Monday, Apr. 04, 1949
End in Sight?
The last great shortage--steel--showed unexpected signs of coming to an end. Steel plants piled up their tenth consecutive week of overcapacity production; there was a drop in orders for such essential products as freight cars. Last week the Department of Commerce took official note of the increased supply. It announced that in June it would reduce the amount of steel allocated for essential uses, thus making another 95,000 tons a month available to everyone.
The increased supply brought other changes. The roundabout and expensive conversion deals, through which consumer-goods manufacturers obtained about 1,000,000 tons of steel last year, were no longer necessary. As a result, Republic Steel Corp. closed down three of its Canton, Ohio furnaces used for conversion work. Demand for special steels had also slumped enough to cause Allegheny Ludlum Steel Corp. and Crucible Steel Co. to shut down three furnaces each.
There were even some price cuts. The first postwar dip in the price of zinc (from 17 1/2-c- to 16-c- a Ib.) was quickly passed on with lower prices on galvanized steel products. What few premium prices remained were gradually being dropped. Henry Kaiser cut the price of steel from his Fontana, Calif, plant $10 to $39 a ton, thereby wiping out increases made last August.
Steelmen were not sure how long they could keep up their overcapacity production; the normal summer letdown was sure to cut output somewhat. But they thought that, barring a long coal strike, all industries would be able to get all the steel they wanted within six months.

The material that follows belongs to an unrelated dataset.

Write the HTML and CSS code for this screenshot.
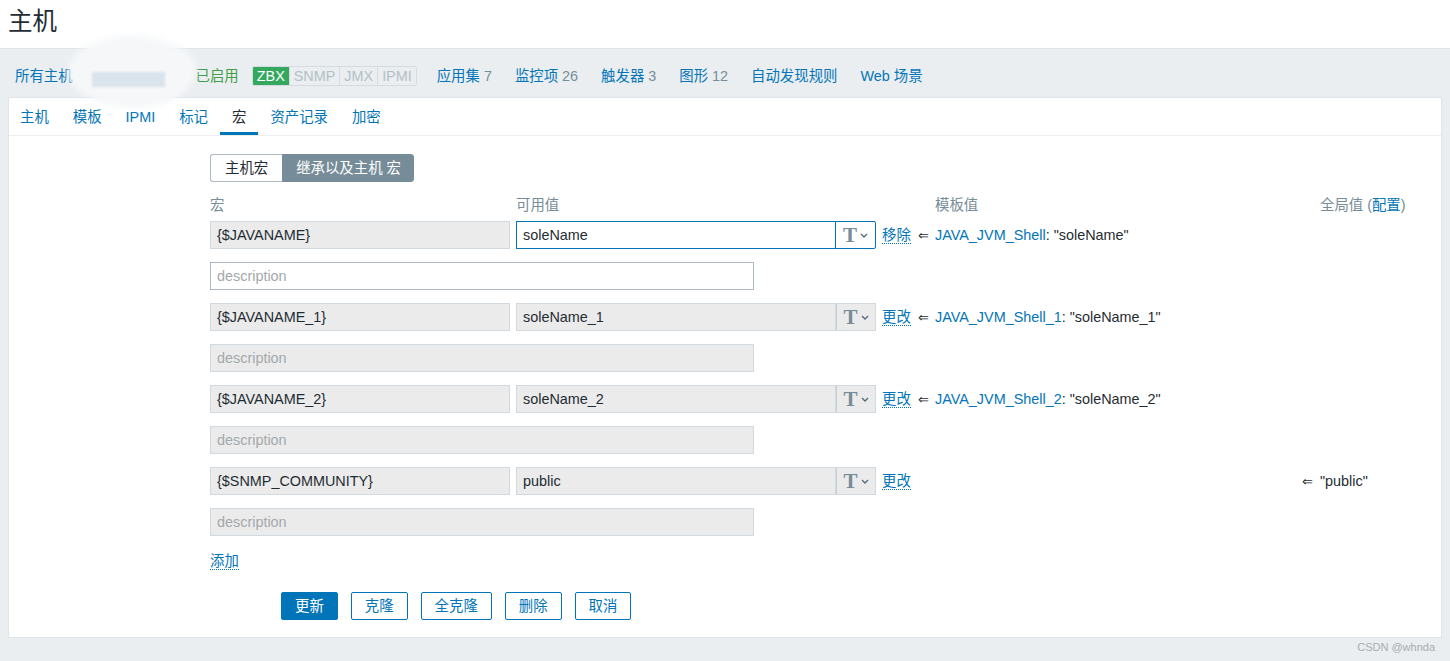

Overall U.S. production was slackening a bit. The Federal Reserve Board's production index (1935-39 average 100) dropped two points in February to 189, five points below a year ago. The Bureau of Labor Statistics' cost of living index slipped 1.1% between Jan. 15 and Feb. 15 to 169--the greatest monthly drop in nine years (but the index was still 27% above June 1946, when OPA was killed).